Interventional procedures can be a less invasive alternative to open surgeries for a growing number of applications. In an interventional procedure, a physician can insert a catheter or other implement into a patient through a relatively small incision and perform the procedure, whether it is insertion of a stent, removal of a malignant tissue, or any other manipulation, under image guidance. One type of image guidance is fluoroscopy, wherein real-time X-ray images are obtained by an X-ray tube and fluorescent screen or spatially resolved detector positioned on opposite sides of a patient. However, the dose of ionizing radiation delivered to patients during a fluoroscopy guided procedure, or other X-ray intensive imaging procedures, being somewhat of a concern, methods and apparatuses for dose-reduction have been developed.
A method and apparatus for adaptive exposure in X-ray imaging systems enable a surgeon to select a “region of interest” (ROI) within the available field of view of the X-ray imaging system, which can be imaged at a higher quality than the rest of the field of view. Adaptive exposure may be implemented in inverse geometry X-ray imaging systems wherein a plurality of discrete source locations, e.g. a scanning beam source or an array of discrete emitters, illuminate a spatially resolved detector in rapid sequence. The ROI may be exposed to a higher amount of X-ray flux to improve image contrast and quality relative to areas outside the ROI, so that these areas receive only the minimum amount of radiation necessary for the physician's analysis. ROI selection may be completed using a stylus or finger on a screen or otherwise tracing out an ROI on the presented X-ray image.

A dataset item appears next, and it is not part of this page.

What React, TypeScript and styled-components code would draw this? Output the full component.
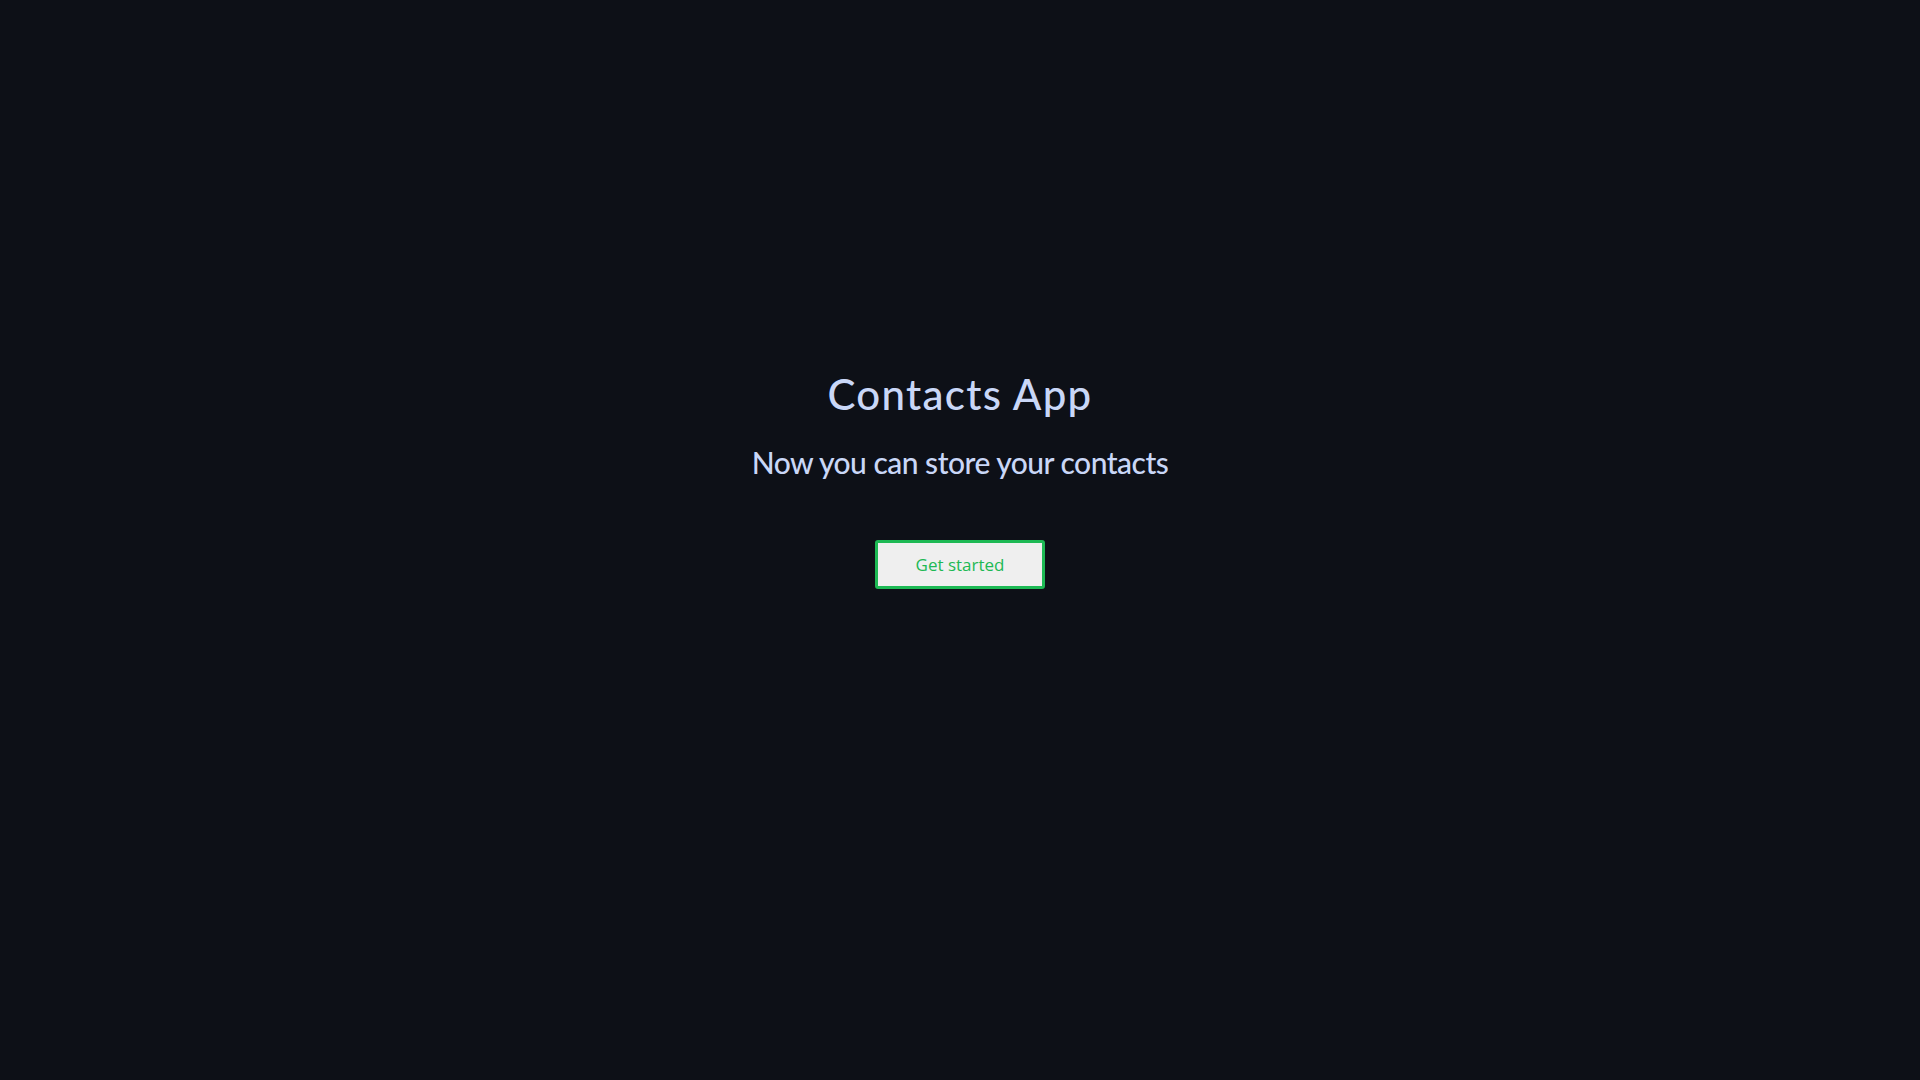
import React from "react";
import styled, { createGlobalStyle } from "styled-components";

const Global = createGlobalStyle`
  html, body { margin: 0; padding: 0; background: #0d1017; }
  body { min-height: 100vh; }
`;

const Page = styled.main`
  min-height: 100vh;
  background: #0d1017;
  display: flex;
  flex-direction: column;
  align-items: center;
  padding-top: 368px;
  box-sizing: border-box;
  font-family: "Lato", "Noto Sans", sans-serif;
`;

const Title = styled.h1`
  margin: 0;
  font-size: 42px;
  font-weight: 500;
  letter-spacing: 1.3px;
  color: #c9d7f7;
  line-height: 52px;
`;

const Subtitle = styled.h2`
  margin: 22px 0 0;
  font-size: 30px;
  font-weight: 500;
  letter-spacing: -0.5px;
  color: #c9d7f7;
  line-height: 40px;
`;

const StartButton = styled.button`
  margin-top: 58px;
  width: 170px;
  height: 49px;
  box-sizing: border-box;
  background: #efefef;
  border: 3px solid #1db954;
  border-radius: 3px;
  color: #1db954;
  font-family: "Open Sans", "Noto Sans", sans-serif;
  font-size: 17px;
  cursor: pointer;
`;

export default function App() {
  return (
    <>
      <Global />
      <Page>
        <Title>Contacts App</Title>
        <Subtitle>Now you can store your contacts</Subtitle>
        <StartButton>Get started</StartButton>
      </Page>
    </>
  );
}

However, an operating room may be held to a high degree of sterility, requiring all objects to meet certain standards; a surgeon may be unable to touch a stylus or screen after beginning a procedure if the stylus or screen is not sterilized. What is needed is a method and apparatus by which a physician may control the ROI being implemented by an imaging system or other equipment parameters without risk of contamination or time-expensive processes during an interventional or other operating-room procedure. Embodiments of the present invention utilize an alternative means of human-computer interaction to offer a contact-free method and apparatus for ROI definition and related commands in an operating room.